If you look to the heavens between sunset and moonrise tonight, at 6.20pm in London, the brightest object you'll see (assuming it's not cloudy) will be a white spark racing the wrong way across the sky, from west to east. To the naked eye, the International Space Station, humanity's toehold on the edge of the vast reaches of the cosmos, is easier to see than Venus.

This is not some cramped canister like Mercury or Apollo, where every movement must be carefully choreographed. The ISS is more an artificial island in space than a ship; its 14 modules have more elbow room than a five-bedroom house. Together with its 20 solar power panels, it could stretch the length of a football pitch, weighs as much as 330 cars, and is zooming 230 miles above your head at 17,000mph.

Since America's William Shepherd and Russian cosmonauts Yuri Gidzenko and Sergei Krikalev first floated through the Zvezda module 10 years ago last Tuesday, nearly 200 astronauts, cosmonauts and mission specialists from 15 countries have called the ISS home. Four were born in the UK, though parsimonious Britain is not involved in the project. These crews have conducted 150 spacewalks and 600 experiments. And apart from the 2003 crash of Columbia, it has all gone so smoothly that hardly anyone notices any more.
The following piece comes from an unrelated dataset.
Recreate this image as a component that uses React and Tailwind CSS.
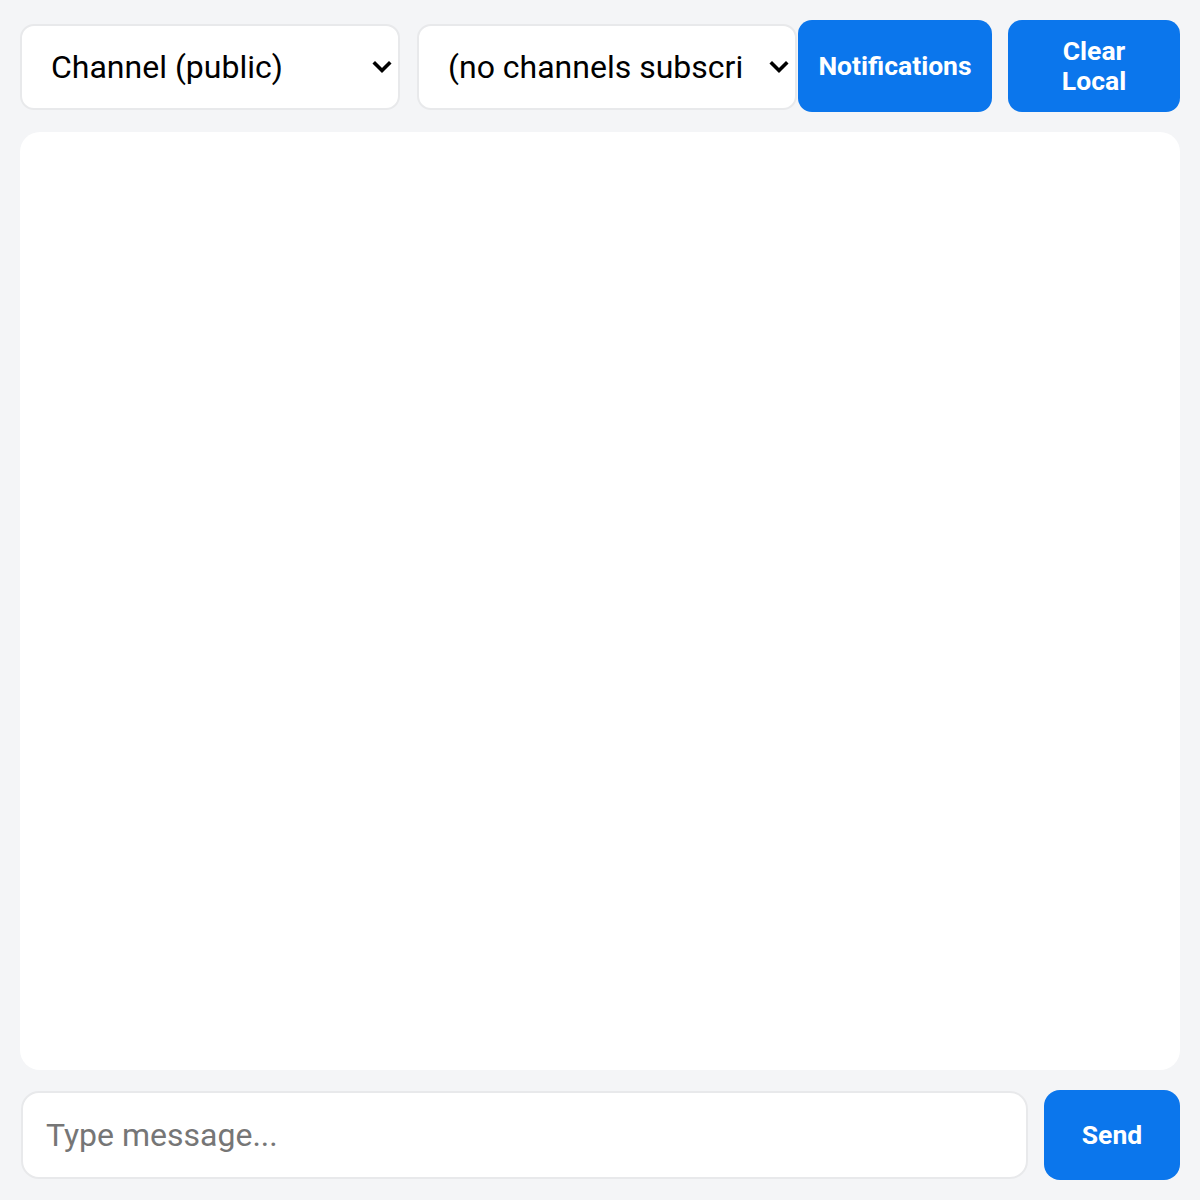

Its success is encouraging in these days of budget cuts, since it emerged as a compromise when the US, Russia, Europe and Japan found they could not afford four separate space stations. Supporters love to hold it up as an example of international co-operation. But it has not been without hiccups. The final component won't be nudged into place until next year, eight years behind schedule, just as Nasa's space shuttle programme ends.

Whether the ISS, the most expensive object ever built, is worth $100bn is a contentious issue. Proponents point to the science, though they refuse to place a value on it, arguing that much of the return will come in the future. Critics note that a lot of the research has been into ways people can live in space, knowledge that's of use primarily if manned space programmes continue.

The ISS will fly for another decade, and may serve as a staging post to the Moon. Until then, perhaps its greatest contribution is as an inspiration, reminding us how high we can aspire.